* [TASK TO COMPLETE]:
Wherever a line holds the string "styles", copy that line.

* [DATA EXCERPT]:
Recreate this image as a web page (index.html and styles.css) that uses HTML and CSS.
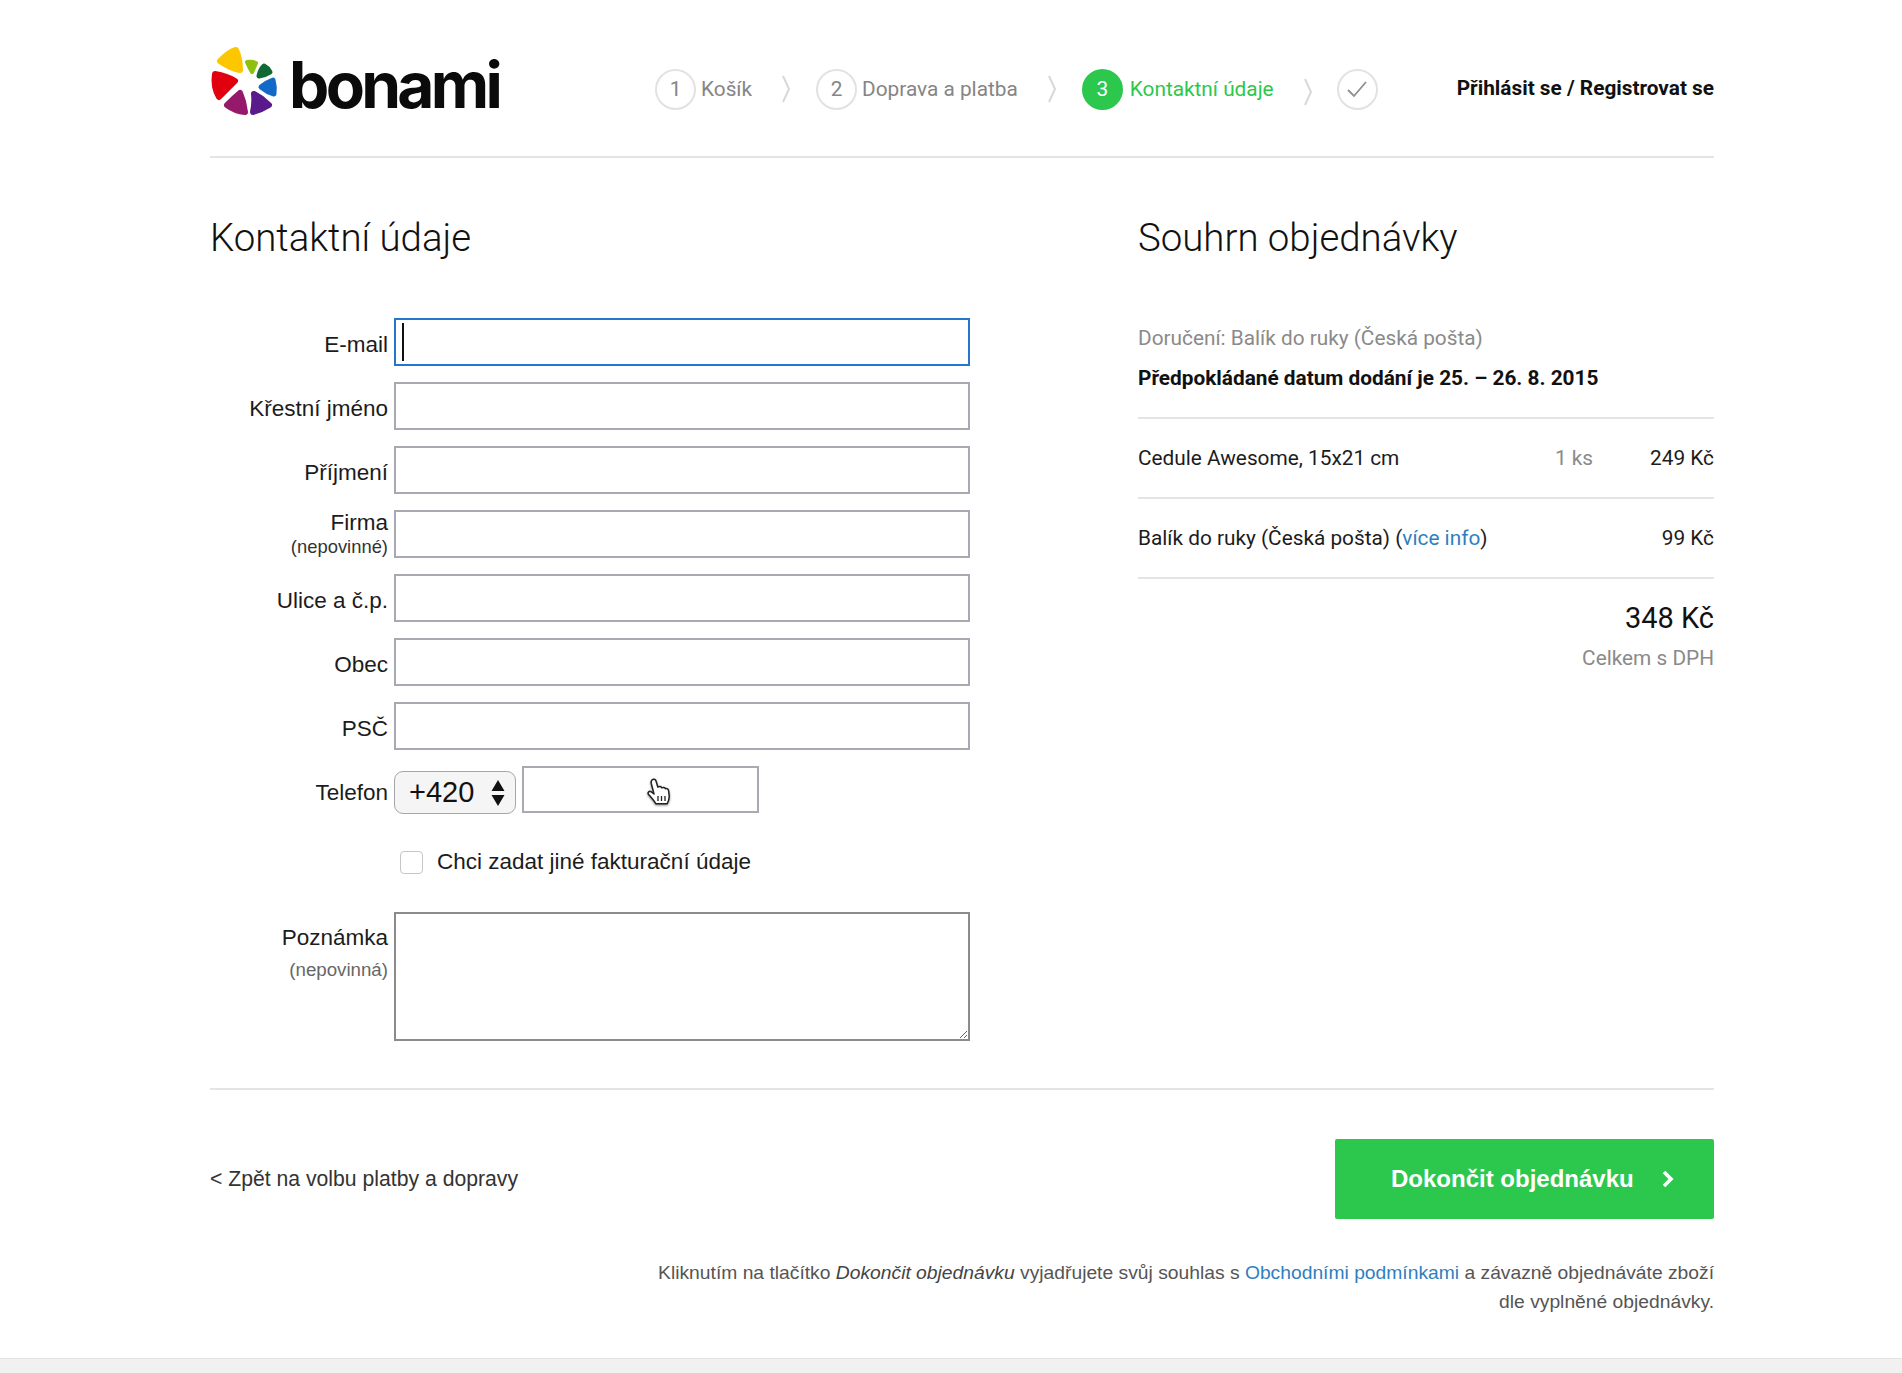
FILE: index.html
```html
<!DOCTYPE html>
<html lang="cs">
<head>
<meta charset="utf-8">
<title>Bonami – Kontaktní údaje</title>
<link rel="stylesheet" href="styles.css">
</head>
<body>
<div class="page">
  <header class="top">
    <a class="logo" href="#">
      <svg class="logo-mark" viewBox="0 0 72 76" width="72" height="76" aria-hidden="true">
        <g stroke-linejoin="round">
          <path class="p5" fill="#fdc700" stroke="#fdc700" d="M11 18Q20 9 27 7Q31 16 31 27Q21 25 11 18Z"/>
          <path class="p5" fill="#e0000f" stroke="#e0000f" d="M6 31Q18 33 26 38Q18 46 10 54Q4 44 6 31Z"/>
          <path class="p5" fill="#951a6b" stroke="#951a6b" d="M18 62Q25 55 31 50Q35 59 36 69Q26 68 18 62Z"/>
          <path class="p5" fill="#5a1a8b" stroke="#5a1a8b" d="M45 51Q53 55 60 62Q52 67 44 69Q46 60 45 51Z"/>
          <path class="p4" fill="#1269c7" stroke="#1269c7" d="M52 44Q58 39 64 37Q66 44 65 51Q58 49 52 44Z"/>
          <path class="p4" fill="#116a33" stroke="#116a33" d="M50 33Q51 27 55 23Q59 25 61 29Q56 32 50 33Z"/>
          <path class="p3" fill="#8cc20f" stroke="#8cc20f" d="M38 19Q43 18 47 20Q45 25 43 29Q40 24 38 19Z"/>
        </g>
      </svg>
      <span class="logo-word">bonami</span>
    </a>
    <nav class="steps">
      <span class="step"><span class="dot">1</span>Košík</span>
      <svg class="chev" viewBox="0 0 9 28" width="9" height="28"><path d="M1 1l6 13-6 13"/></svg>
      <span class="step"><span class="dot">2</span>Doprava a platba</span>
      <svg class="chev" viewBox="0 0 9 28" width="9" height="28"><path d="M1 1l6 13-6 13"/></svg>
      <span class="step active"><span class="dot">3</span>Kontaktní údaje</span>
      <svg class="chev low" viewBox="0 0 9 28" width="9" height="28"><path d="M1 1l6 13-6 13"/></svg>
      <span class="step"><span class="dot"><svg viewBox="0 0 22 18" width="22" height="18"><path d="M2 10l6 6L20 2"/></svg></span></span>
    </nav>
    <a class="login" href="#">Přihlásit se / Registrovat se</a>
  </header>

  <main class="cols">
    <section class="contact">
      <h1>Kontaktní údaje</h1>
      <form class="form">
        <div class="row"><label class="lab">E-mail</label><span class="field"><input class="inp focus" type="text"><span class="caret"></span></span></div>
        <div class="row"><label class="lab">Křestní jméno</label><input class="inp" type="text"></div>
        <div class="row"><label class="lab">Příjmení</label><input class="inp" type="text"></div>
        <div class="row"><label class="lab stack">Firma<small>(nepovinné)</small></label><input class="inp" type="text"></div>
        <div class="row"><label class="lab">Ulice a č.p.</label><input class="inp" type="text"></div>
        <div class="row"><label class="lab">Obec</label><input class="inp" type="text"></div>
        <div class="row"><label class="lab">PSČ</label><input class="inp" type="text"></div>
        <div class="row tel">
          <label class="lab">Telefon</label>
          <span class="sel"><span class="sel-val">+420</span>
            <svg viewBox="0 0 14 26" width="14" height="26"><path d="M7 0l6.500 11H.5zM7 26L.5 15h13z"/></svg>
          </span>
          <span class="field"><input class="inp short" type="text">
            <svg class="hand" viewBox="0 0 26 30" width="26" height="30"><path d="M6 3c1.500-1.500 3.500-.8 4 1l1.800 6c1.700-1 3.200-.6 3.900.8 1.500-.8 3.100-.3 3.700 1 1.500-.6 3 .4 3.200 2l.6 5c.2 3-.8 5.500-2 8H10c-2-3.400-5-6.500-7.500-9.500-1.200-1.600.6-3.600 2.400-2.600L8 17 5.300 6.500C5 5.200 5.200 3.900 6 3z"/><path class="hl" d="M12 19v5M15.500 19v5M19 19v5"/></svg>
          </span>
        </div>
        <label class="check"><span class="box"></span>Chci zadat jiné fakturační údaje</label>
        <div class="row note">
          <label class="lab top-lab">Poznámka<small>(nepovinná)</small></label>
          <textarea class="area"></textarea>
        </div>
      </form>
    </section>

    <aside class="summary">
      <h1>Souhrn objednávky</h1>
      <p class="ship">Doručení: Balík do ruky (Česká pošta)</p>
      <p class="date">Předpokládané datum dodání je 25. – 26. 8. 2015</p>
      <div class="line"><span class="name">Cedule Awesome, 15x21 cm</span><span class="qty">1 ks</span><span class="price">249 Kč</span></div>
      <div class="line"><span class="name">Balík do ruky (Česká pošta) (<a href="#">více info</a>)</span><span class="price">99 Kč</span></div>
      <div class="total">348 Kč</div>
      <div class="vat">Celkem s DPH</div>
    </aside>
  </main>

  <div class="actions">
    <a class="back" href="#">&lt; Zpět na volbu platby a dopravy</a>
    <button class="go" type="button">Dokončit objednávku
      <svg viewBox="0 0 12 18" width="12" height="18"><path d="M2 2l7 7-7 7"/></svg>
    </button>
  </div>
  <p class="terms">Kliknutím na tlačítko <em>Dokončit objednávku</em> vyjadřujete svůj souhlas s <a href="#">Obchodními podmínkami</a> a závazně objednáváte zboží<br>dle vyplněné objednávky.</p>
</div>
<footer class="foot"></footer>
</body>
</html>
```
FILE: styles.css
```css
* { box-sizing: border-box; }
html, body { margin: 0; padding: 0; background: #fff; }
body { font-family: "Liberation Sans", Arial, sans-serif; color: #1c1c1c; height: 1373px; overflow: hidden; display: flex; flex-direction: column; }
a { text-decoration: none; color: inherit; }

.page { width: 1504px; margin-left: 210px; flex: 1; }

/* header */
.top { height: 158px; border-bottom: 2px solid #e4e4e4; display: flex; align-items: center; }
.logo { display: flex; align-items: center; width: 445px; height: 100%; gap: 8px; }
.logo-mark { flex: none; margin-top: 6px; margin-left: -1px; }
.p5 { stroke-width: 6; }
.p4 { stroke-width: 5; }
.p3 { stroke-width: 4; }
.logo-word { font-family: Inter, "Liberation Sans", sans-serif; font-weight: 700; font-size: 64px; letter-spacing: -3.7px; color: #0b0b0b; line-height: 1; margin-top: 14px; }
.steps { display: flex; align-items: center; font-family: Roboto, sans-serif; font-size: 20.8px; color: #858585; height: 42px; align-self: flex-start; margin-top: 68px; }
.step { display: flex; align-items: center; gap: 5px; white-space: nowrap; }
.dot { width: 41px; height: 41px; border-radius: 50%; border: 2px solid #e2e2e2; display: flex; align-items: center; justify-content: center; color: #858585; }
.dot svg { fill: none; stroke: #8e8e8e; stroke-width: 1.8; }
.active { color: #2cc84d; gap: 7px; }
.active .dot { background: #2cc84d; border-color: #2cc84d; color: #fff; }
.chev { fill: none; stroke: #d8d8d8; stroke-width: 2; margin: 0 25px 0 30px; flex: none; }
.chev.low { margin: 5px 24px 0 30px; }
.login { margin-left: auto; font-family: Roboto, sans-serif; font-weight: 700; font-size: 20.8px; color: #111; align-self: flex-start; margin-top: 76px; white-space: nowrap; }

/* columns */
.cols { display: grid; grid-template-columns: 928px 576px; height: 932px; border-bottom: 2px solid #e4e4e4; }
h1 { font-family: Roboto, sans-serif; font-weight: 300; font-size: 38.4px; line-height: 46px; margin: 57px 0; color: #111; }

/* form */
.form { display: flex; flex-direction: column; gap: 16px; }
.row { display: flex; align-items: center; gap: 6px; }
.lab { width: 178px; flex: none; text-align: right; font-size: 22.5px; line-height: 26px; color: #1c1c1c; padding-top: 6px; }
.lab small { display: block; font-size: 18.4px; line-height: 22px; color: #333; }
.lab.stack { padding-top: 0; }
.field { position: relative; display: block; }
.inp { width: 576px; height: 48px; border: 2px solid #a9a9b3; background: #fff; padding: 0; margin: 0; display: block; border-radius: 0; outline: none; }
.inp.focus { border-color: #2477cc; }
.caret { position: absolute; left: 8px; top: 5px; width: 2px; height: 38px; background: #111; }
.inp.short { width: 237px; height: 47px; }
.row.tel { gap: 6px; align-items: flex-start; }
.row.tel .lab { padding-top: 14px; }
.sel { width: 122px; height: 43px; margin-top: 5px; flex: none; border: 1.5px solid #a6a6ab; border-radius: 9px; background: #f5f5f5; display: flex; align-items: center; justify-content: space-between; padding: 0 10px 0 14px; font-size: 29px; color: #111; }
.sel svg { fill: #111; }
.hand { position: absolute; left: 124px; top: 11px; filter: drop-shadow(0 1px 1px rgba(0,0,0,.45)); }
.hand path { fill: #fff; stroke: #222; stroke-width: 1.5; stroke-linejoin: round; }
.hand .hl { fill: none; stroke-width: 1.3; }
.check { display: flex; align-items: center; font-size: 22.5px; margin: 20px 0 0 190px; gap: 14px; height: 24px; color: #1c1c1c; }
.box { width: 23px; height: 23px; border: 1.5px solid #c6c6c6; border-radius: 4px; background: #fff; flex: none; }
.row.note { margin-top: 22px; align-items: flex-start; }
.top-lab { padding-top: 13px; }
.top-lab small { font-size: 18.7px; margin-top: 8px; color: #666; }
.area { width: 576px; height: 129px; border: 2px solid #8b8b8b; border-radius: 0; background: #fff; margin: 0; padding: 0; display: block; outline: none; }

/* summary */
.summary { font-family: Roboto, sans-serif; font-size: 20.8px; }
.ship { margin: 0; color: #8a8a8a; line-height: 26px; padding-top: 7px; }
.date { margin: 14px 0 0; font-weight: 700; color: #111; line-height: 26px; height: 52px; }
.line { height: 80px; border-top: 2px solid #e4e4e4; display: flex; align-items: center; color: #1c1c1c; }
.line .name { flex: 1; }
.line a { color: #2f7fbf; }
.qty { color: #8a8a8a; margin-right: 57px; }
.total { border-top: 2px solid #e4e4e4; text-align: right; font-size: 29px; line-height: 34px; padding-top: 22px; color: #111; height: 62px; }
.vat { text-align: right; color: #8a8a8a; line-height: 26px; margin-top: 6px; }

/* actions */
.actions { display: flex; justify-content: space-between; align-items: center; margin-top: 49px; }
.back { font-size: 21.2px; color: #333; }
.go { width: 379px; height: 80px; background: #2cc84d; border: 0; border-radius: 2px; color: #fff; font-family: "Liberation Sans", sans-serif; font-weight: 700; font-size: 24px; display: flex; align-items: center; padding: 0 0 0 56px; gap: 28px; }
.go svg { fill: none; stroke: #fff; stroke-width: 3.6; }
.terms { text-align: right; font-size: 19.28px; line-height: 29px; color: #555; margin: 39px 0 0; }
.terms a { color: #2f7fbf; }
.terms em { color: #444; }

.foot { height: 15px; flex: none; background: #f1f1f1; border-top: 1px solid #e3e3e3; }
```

* [RESULT OF THIS TASK]:
Recreate this image as a web page (index.html and styles.css) that uses HTML and CSS.
<link rel="stylesheet" href="styles.css">
FILE: styles.css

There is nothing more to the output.